If you want to get a sense of how quickly the technology world is changing, check out Business Insider’s story on the end of the Windows monopoly.

The story is part history lesson in that it goes back over a decade to the U.S. government’s attack on Microsoft and its alleged monopoly on operating systems, and on the concessions that the government forced on the company.

It’s hard to imagine that today, but it’s a critical point for the story. In a rapidly changing technology world, no one really has a monopoly.

“Microsoft’s ‘Windows monopoly’ hasn't been so much destroyed as rendered irrelevant,” writes Henry Blodget.

The culprit wasn’t the Justice Department’s anti-trust team, but the rise of the Internet, cloud computing, smartphones, tables and everything else mobile. That’s been a major challenge for Microsoft, Dell, Intel, Hewlett-Packard and other tech companies, who rose to fame and fortune in the 1980s and 90s with the PC era.

Blodget has some pretty telling graphics that illustrate his story. Think about this one stat: three years ago, 70 percent of personal computing devices ran on Windows, today the number is about 30 percent as more devices use Apple's iOS and Google's Android operating systems.

In response, Microsoft has revamped its business to a licensing model rather than a “unit-driven” model, as Blodget describes it. The company is still profitable and innovating, but it will never approach a monopoly again.

But that’s some incredibly rapid change, and a warning to anyone who thinks they have a grip on the future.

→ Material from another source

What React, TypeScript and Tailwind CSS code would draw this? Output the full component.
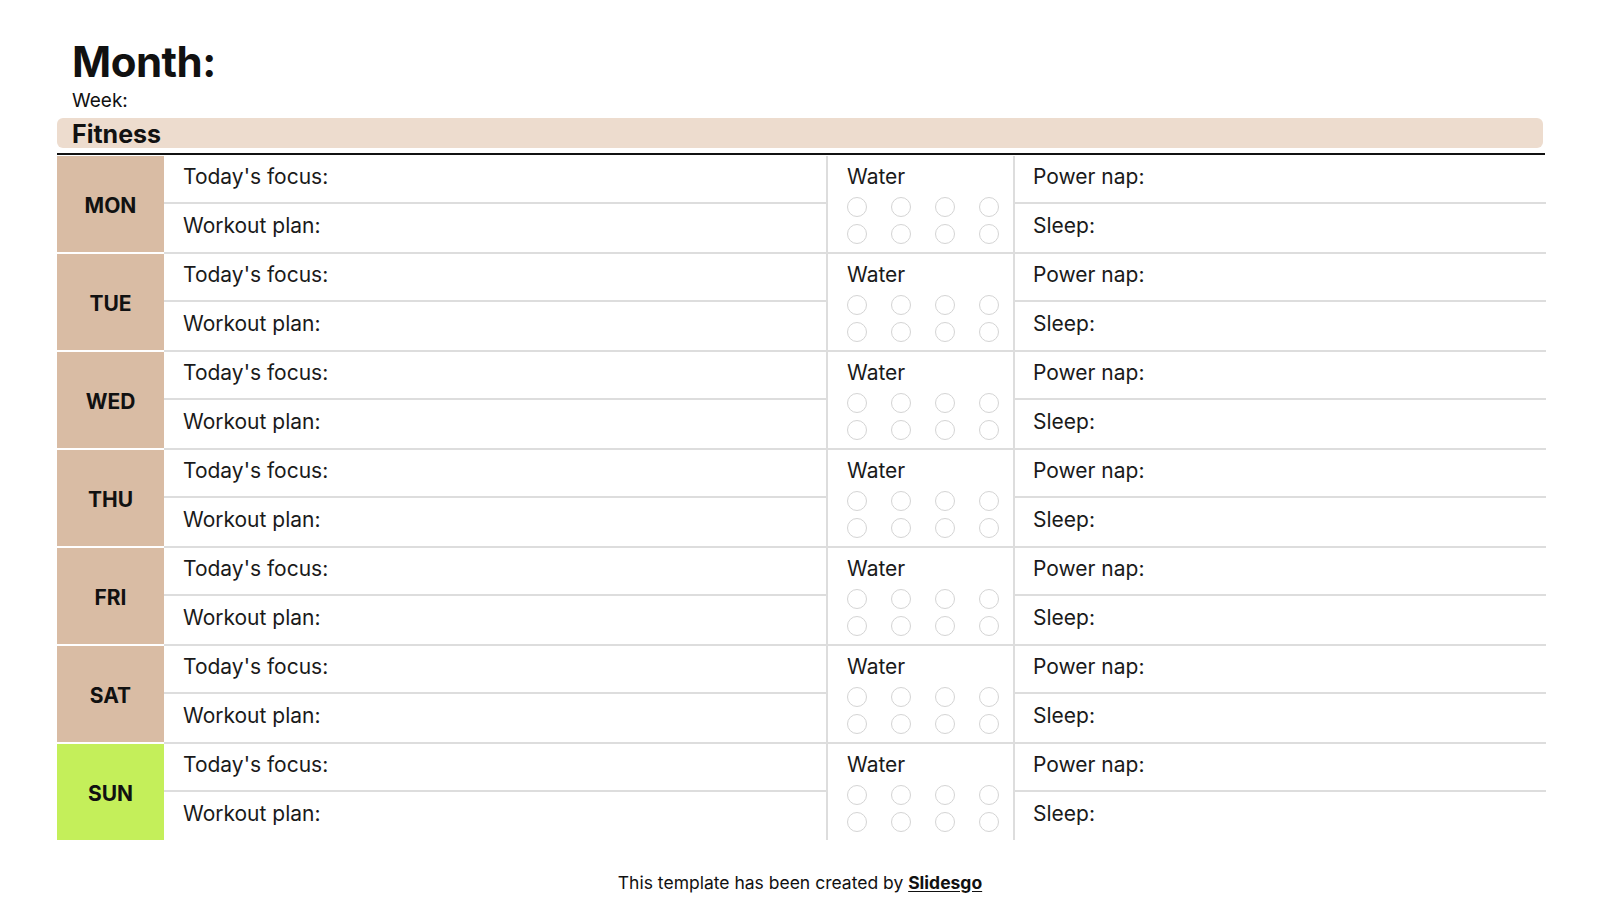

For me, this rapid change is another call for prime contractors to focus on the mission of government over the technology. Of course, you have to learn and master technology, but it always has to be with an understanding of how it helps the mission.

It reminds me of the early days of the war in Afghanistan, when the military began training soldiers to use mules and horses. Those were critical skills needed to fight that war.

The numbers in Blodget’s story also make the argument that you have to constantly prepare for change. In fact, change is the only constant in this market.

No one can cling to a technology just because that’s the way it has always been done; you’ll lose sight of your mission and our business.